(Goal of the exercise): Check every line below for the word "TypeScript" and show those that hold it.

(Dataset excerpt)
__________

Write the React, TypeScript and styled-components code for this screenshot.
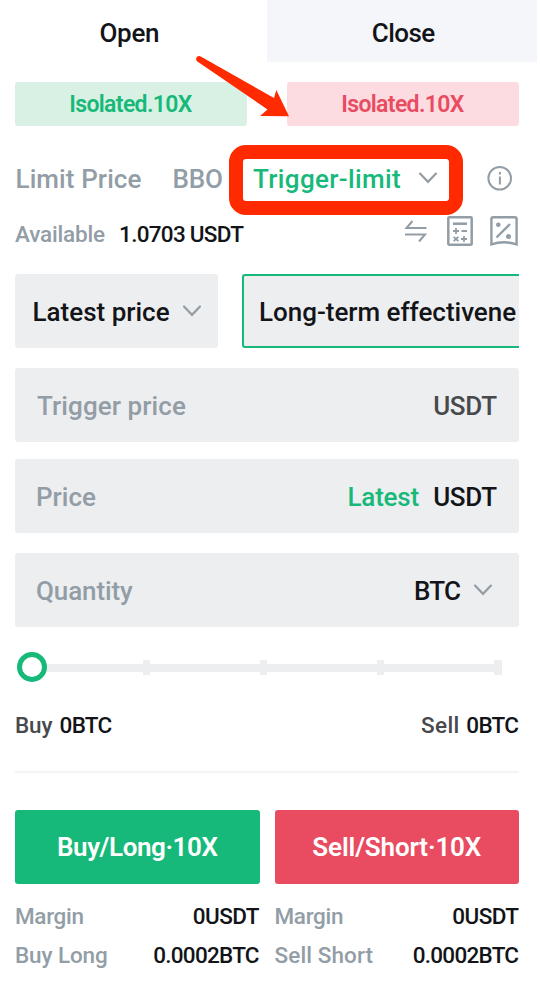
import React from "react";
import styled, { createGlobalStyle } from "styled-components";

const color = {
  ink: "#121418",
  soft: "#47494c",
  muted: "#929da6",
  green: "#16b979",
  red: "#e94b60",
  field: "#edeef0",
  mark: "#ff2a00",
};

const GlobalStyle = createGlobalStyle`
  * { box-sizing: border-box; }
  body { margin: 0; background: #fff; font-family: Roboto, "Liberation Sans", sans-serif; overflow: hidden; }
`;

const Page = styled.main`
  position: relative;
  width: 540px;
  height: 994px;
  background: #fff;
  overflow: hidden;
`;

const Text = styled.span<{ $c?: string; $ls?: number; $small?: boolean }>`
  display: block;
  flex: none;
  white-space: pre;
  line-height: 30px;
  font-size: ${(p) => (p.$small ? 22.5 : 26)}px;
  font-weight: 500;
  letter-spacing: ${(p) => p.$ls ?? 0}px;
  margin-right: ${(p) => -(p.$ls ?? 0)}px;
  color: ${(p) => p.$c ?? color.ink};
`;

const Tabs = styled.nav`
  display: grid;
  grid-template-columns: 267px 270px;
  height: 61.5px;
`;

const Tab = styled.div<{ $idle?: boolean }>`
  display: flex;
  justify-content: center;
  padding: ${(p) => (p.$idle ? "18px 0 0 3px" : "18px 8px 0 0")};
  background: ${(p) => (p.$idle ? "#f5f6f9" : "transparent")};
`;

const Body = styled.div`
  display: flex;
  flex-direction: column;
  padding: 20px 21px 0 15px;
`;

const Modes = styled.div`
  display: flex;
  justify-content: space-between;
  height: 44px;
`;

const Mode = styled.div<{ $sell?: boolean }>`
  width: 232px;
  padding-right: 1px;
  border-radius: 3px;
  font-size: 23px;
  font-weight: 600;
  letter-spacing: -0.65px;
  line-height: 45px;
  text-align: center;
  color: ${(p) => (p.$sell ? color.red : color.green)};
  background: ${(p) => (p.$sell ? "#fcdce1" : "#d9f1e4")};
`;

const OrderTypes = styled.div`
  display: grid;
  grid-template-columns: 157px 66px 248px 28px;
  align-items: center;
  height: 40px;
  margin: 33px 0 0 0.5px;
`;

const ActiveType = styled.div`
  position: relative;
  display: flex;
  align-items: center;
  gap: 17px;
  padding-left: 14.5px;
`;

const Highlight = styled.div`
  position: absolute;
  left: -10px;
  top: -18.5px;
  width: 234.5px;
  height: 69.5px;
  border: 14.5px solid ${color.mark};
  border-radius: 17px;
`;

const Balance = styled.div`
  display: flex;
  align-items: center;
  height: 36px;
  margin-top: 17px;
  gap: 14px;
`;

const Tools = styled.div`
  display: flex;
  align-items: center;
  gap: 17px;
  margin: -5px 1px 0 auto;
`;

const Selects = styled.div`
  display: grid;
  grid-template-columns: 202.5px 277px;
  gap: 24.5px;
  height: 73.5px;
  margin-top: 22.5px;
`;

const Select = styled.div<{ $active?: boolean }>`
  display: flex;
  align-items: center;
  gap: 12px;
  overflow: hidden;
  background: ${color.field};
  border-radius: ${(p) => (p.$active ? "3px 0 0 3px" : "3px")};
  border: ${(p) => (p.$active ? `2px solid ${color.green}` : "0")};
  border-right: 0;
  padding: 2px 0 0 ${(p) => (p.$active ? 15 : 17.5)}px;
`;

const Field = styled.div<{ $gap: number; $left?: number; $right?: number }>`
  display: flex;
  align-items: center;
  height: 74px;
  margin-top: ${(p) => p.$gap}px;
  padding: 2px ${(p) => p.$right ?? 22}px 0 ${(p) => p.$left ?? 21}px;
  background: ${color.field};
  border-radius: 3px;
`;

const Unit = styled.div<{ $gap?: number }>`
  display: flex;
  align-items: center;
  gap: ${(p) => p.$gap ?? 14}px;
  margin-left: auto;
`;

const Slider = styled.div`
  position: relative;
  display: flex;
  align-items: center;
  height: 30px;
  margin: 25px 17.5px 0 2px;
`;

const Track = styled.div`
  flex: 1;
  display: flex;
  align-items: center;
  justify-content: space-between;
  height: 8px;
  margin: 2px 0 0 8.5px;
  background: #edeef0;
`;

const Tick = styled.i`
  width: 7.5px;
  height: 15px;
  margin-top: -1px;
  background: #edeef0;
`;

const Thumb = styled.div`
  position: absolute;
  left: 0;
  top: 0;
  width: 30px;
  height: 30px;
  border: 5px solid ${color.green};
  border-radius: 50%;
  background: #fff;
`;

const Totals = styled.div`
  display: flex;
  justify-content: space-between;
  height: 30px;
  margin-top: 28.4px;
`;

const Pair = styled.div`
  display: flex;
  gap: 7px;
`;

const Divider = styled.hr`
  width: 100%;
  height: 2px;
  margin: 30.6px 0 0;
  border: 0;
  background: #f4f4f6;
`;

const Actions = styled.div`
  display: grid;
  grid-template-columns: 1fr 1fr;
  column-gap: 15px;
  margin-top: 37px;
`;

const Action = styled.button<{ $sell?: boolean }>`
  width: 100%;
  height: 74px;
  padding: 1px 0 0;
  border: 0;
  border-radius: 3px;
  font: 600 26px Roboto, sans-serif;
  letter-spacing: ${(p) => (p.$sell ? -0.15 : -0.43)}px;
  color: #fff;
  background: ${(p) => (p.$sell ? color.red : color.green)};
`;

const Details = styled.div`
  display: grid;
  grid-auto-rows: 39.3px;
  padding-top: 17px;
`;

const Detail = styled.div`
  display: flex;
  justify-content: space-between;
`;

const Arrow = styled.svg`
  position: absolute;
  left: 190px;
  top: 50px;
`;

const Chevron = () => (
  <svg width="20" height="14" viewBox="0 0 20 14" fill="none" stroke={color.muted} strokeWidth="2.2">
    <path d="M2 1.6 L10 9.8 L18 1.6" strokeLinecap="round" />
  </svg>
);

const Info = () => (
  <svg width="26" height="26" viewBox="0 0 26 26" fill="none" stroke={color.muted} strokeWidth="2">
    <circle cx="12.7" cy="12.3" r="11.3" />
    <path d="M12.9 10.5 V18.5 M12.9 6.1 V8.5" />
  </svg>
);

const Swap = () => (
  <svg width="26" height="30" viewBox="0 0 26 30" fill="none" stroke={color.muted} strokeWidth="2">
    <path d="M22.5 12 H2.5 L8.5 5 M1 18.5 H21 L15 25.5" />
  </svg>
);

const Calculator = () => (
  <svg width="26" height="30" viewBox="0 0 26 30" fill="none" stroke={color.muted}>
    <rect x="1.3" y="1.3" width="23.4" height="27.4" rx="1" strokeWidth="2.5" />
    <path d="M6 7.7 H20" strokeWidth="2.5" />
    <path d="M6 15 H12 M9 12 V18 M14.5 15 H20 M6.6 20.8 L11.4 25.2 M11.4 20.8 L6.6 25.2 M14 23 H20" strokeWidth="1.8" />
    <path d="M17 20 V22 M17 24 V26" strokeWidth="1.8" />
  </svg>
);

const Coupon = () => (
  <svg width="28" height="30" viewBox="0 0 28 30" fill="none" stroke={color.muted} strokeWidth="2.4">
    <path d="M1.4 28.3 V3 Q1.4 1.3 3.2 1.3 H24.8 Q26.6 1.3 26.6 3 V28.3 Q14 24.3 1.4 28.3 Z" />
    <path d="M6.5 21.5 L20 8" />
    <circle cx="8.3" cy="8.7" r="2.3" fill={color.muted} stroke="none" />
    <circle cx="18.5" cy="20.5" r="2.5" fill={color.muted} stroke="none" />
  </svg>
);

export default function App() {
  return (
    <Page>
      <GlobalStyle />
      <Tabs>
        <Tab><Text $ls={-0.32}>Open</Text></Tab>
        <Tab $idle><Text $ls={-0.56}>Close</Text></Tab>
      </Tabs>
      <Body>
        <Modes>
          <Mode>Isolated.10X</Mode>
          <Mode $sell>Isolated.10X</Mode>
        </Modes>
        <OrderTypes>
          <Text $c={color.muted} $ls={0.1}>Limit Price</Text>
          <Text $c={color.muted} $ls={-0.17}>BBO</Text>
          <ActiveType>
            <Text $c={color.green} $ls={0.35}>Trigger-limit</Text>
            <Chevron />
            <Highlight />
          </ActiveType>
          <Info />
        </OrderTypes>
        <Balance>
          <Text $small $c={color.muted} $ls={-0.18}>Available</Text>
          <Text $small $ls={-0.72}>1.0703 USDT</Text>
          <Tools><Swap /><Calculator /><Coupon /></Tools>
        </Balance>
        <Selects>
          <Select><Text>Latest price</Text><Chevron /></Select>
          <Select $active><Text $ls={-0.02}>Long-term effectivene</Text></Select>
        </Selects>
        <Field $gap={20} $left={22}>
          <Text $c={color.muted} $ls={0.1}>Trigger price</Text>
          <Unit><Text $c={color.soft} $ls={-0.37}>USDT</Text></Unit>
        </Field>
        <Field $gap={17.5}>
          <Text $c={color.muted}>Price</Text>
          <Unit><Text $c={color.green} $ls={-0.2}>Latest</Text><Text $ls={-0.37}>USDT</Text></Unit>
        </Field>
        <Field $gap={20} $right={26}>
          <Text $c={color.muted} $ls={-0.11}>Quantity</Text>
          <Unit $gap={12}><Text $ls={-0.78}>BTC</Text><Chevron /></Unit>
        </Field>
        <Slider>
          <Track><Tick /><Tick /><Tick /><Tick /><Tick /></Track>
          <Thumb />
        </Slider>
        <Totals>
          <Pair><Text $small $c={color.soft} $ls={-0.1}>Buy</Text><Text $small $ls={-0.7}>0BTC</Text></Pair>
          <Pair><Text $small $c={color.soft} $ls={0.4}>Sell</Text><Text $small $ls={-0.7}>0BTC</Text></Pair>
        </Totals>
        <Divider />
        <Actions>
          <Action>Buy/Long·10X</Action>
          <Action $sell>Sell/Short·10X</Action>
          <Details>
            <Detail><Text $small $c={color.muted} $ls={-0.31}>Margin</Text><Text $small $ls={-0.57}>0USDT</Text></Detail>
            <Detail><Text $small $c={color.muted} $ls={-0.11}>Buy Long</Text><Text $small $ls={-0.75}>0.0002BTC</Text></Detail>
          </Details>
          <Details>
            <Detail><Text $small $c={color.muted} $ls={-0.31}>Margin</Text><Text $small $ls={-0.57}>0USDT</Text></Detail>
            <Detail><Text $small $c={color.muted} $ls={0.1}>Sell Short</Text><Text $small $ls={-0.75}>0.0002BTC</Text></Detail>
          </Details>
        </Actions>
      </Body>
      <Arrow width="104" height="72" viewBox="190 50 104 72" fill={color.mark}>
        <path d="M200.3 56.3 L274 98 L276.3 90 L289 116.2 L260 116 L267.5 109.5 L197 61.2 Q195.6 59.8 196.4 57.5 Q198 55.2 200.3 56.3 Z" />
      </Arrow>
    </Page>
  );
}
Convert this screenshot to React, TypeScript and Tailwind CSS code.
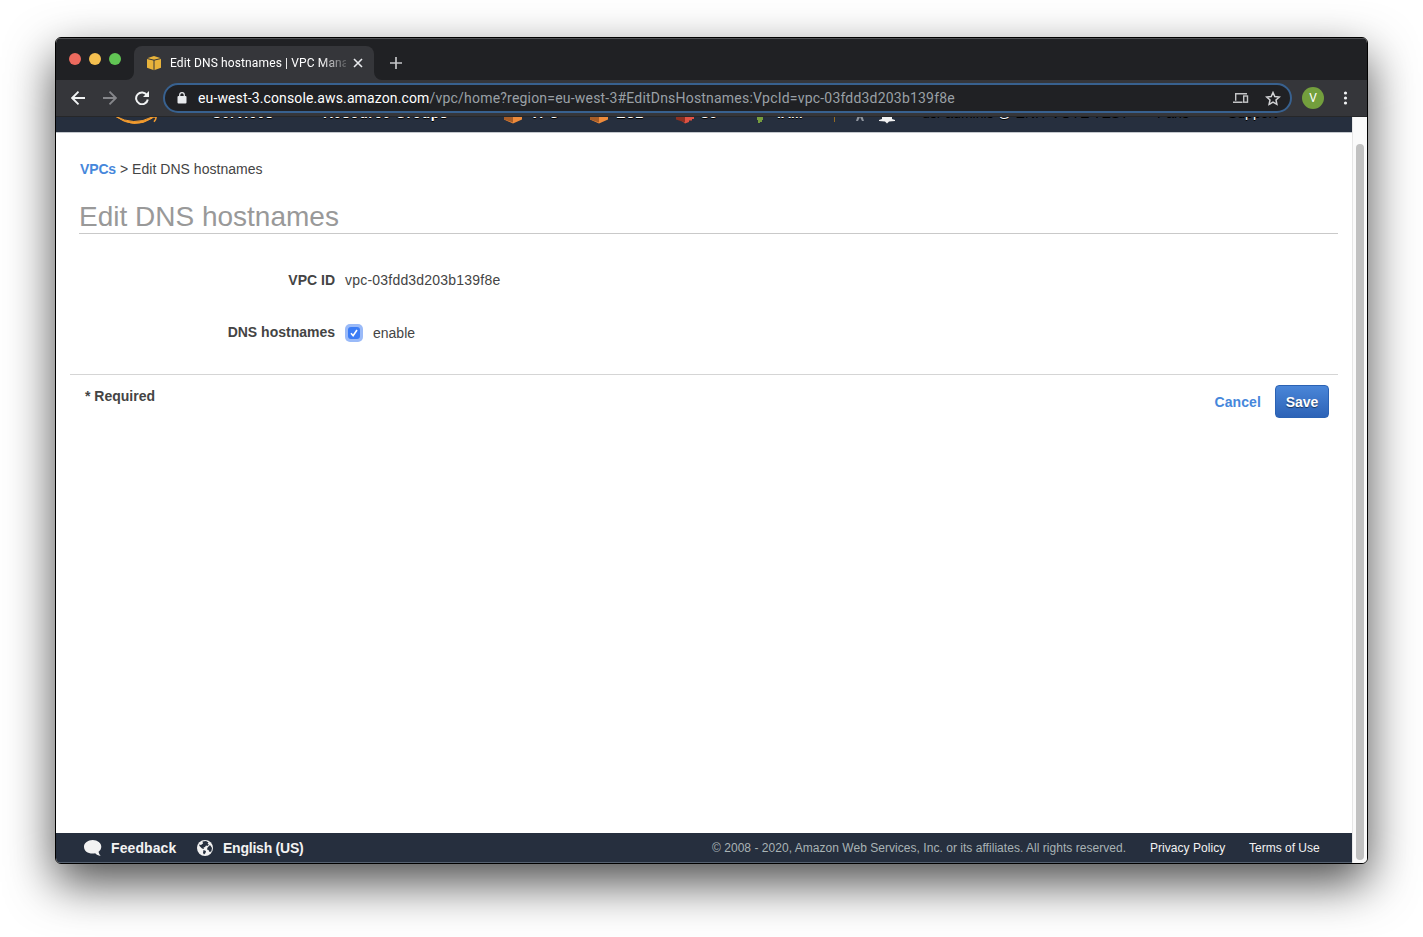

__________

(Reply to the exercise):
Write the React, TypeScript and styled-components code for this screenshot.
Convert this screenshot to React, TypeScript and Tailwind CSS code.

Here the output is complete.